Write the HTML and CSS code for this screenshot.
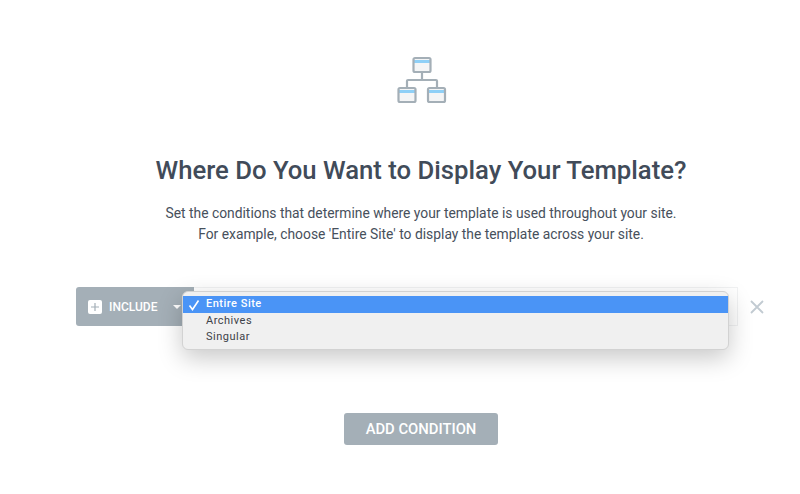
FILE: index.html
```html
<!DOCTYPE html>
<html lang="en">
<head>
<meta charset="utf-8">
<title>Display Conditions</title>
<link rel="stylesheet" href="styles.css">
</head>
<body>
<main class="page">
  <svg class="hero-icon" width="50" height="48" viewBox="0 0 50 48" fill="none">
    <g class="icon-fill">
      <rect x="16.5" y="2" width="17" height="14" rx="1.5" fill="#f4f5f6"/>
      <rect x="1.5" y="32" width="17" height="14" rx="1.5" fill="#f4f5f6"/>
      <rect x="31" y="32" width="17" height="14" rx="1.5" fill="#f4f5f6"/>
      <rect x="17" y="4" width="16" height="3" fill="#8fd0f7"/>
      <rect x="2" y="34" width="16" height="3" fill="#8fd0f7"/>
      <rect x="31.5" y="34" width="16" height="3" fill="#8fd0f7"/>
    </g>
    <g stroke="#a4afb7" stroke-width="2.2">
      <rect x="16.5" y="2" width="17" height="14" rx="1.5"/>
      <rect x="1.5" y="32" width="17" height="14" rx="1.5"/>
      <rect x="31" y="32" width="17" height="14" rx="1.5"/>
      <path d="M25 16v8M10 32v-7a1 1 0 0 1 1-1h28a1 1 0 0 1 1 1v7"/>
    </g>
  </svg>
  <h1 class="title">Where Do You Want to Display Your Template?</h1>
  <p class="intro">Set the conditions that determine where your template is used throughout your site.<br>For example, choose 'Entire Site' to display the template across your site.</p>
  <div class="condition">
    <div class="include">
      <span class="plus-box">
        <svg width="8" height="8" viewBox="0 0 8 8"><path d="M4 0v8M0 4h8" stroke="#a4afb7" stroke-width="1.2"/></svg>
      </span>
      <span class="include-label">INCLUDE</span>
      <span class="caret"></span>
    </div>
    <div class="select-field"></div>
    <svg class="remove" width="14" height="14" viewBox="0 0 14 14"><path d="M1 1l12 12M13 1L1 13" stroke="#c2cbd2" stroke-width="1.8"/></svg>
    <ul class="menu">
      <li class="menu-item selected"><svg class="check" width="12" height="12" viewBox="0 0 12 12" fill="none"><path d="M1.5 6.5l3 4 6-9" stroke="#fff" stroke-width="1.6"/></svg>Entire Site</li>
      <li class="menu-item">Archives</li>
      <li class="menu-item">Singular</li>
    </ul>
  </div>
  <button class="add" type="button">ADD CONDITION</button>
</main>
</body>
</html>
```
FILE: styles.css
```css
* { box-sizing: border-box; }
html, body { margin: 0; height: 100%; background: #fff; overflow: hidden; }
.page {
  display: flex;
  flex-direction: column;
  align-items: center;
  padding: 56px 0 0 42px;
  font-family: Roboto, sans-serif;
}
.hero-icon { display: block; margin-left: 2px; }
.title {
  margin: 51px 0 0;
  font-size: 25.7px;
  line-height: 30px;
  font-weight: 500;
  color: #414b59;
}
.intro {
  margin: 18px 0 0;
  font-size: 13.85px;
  line-height: 21px;
  text-align: center;
  color: #47505c;
}
.condition {
  position: relative;
  display: flex;
  align-items: center;
  align-self: flex-start;
  margin: 42px 0 0 34px;
}
.include {
  display: flex;
  align-items: center;
  width: 118px;
  height: 39px;
  padding-left: 12px;
  background: #a4afb7;
  border-radius: 3px 0 0 3px;
  color: #fff;
}
.plus-box {
  display: flex;
  align-items: center;
  justify-content: center;
  width: 14px;
  height: 14px;
  background: #fff;
  border-radius: 2px;
}
.include-label { margin-left: 7px; font-size: 12px; font-weight: 500; }
.caret {
  margin-left: 16px;
  border-left: 4px solid transparent;
  border-right: 4px solid transparent;
  border-top: 4px solid #fff;
}
.select-field {
  width: 544px;
  height: 39px;
  background: #fff;
  border: 1px solid #f1f2f3;
  border-left: 0;
}
.remove { margin-left: 12px; }
.menu {
  position: absolute;
  left: 106px;
  top: 4px;
  width: 547px;
  height: 59px;
  margin: 0;
  padding: 4px 0;
  list-style: none;
  background: #f0f0f0;
  border: 1px solid #d2d2d2;
  border-radius: 6px;
  box-shadow: 0 8px 24px rgba(0, 0, 0, .22);
  font-size: 11px;
  letter-spacing: .5px;
  color: #3d4248;
}
.menu-item {
  position: relative;
  height: 16.5px;
  line-height: 16.5px;
  padding-left: 23px;
}
.selected { background: #4a94f6; color: #fff; font-weight: 500; }
.check { position: absolute; left: 5px; top: 3px; }
.add {
  margin-top: 87px;
  width: 154px;
  height: 32px;
  padding: 0;
  border: 0;
  border-radius: 3px;
  background: #a4afb7;
  color: #fff;
  font-family: Roboto, sans-serif;
  font-size: 14.8px;
  font-weight: 500;
}
```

● ● ● ● ●

GIVEN EXERCISE — Copy the whole of the material above exactly, but not its images.

ANSWER BELOW —
Write the HTML and CSS code for this screenshot.
FILE: index.html
```html
<!DOCTYPE html>
<html lang="en">
<head>
<meta charset="utf-8">
<title>Display Conditions</title>
<link rel="stylesheet" href="styles.css">
</head>
<body>
<main class="page">
  <svg class="hero-icon" width="50" height="48" viewBox="0 0 50 48" fill="none">
    <g class="icon-fill">
      <rect x="16.5" y="2" width="17" height="14" rx="1.5" fill="#f4f5f6"/>
      <rect x="1.5" y="32" width="17" height="14" rx="1.5" fill="#f4f5f6"/>
      <rect x="31" y="32" width="17" height="14" rx="1.5" fill="#f4f5f6"/>
      <rect x="17" y="4" width="16" height="3" fill="#8fd0f7"/>
      <rect x="2" y="34" width="16" height="3" fill="#8fd0f7"/>
      <rect x="31.5" y="34" width="16" height="3" fill="#8fd0f7"/>
    </g>
    <g stroke="#a4afb7" stroke-width="2.2">
      <rect x="16.5" y="2" width="17" height="14" rx="1.5"/>
      <rect x="1.5" y="32" width="17" height="14" rx="1.5"/>
      <rect x="31" y="32" width="17" height="14" rx="1.5"/>
      <path d="M25 16v8M10 32v-7a1 1 0 0 1 1-1h28a1 1 0 0 1 1 1v7"/>
    </g>
  </svg>
  <h1 class="title">Where Do You Want to Display Your Template?</h1>
  <p class="intro">Set the conditions that determine where your template is used throughout your site.<br>For example, choose 'Entire Site' to display the template across your site.</p>
  <div class="condition">
    <div class="include">
      <span class="plus-box">
        <svg width="8" height="8" viewBox="0 0 8 8"><path d="M4 0v8M0 4h8" stroke="#a4afb7" stroke-width="1.2"/></svg>
      </span>
      <span class="include-label">INCLUDE</span>
      <span class="caret"></span>
    </div>
    <div class="select-field"></div>
    <svg class="remove" width="14" height="14" viewBox="0 0 14 14"><path d="M1 1l12 12M13 1L1 13" stroke="#c2cbd2" stroke-width="1.8"/></svg>
    <ul class="menu">
      <li class="menu-item selected"><svg class="check" width="12" height="12" viewBox="0 0 12 12" fill="none"><path d="M1.5 6.5l3 4 6-9" stroke="#fff" stroke-width="1.6"/></svg>Entire Site</li>
      <li class="menu-item">Archives</li>
      <li class="menu-item">Singular</li>
    </ul>
  </div>
  <button class="add" type="button">ADD CONDITION</button>
</main>
</body>
</html>
```
FILE: styles.css
```css
* { box-sizing: border-box; }
html, body { margin: 0; height: 100%; background: #fff; overflow: hidden; }
.page {
  display: flex;
  flex-direction: column;
  align-items: center;
  padding: 56px 0 0 42px;
  font-family: Roboto, sans-serif;
}
.hero-icon { display: block; margin-left: 2px; }
.title {
  margin: 51px 0 0;
  font-size: 25.7px;
  line-height: 30px;
  font-weight: 500;
  color: #414b59;
}
.intro {
  margin: 18px 0 0;
  font-size: 13.85px;
  line-height: 21px;
  text-align: center;
  color: #47505c;
}
.condition {
  position: relative;
  display: flex;
  align-items: center;
  align-self: flex-start;
  margin: 42px 0 0 34px;
}
.include {
  display: flex;
  align-items: center;
  width: 118px;
  height: 39px;
  padding-left: 12px;
  background: #a4afb7;
  border-radius: 3px 0 0 3px;
  color: #fff;
}
.plus-box {
  display: flex;
  align-items: center;
  justify-content: center;
  width: 14px;
  height: 14px;
  background: #fff;
  border-radius: 2px;
}
.include-label { margin-left: 7px; font-size: 12px; font-weight: 500; }
.caret {
  margin-left: 16px;
  border-left: 4px solid transparent;
  border-right: 4px solid transparent;
  border-top: 4px solid #fff;
}
.select-field {
  width: 544px;
  height: 39px;
  background: #fff;
  border: 1px solid #f1f2f3;
  border-left: 0;
}
.remove { margin-left: 12px; }
.menu {
  position: absolute;
  left: 106px;
  top: 4px;
  width: 547px;
  height: 59px;
  margin: 0;
  padding: 4px 0;
  list-style: none;
  background: #f0f0f0;
  border: 1px solid #d2d2d2;
  border-radius: 6px;
  box-shadow: 0 8px 24px rgba(0, 0, 0, .22);
  font-size: 11px;
  letter-spacing: .5px;
  color: #3d4248;
}
.menu-item {
  position: relative;
  height: 16.5px;
  line-height: 16.5px;
  padding-left: 23px;
}
.selected { background: #4a94f6; color: #fff; font-weight: 500; }
.check { position: absolute; left: 5px; top: 3px; }
.add {
  margin-top: 87px;
  width: 154px;
  height: 32px;
  padding: 0;
  border: 0;
  border-radius: 3px;
  background: #a4afb7;
  color: #fff;
  font-family: Roboto, sans-serif;
  font-size: 14.8px;
  font-weight: 500;
}
```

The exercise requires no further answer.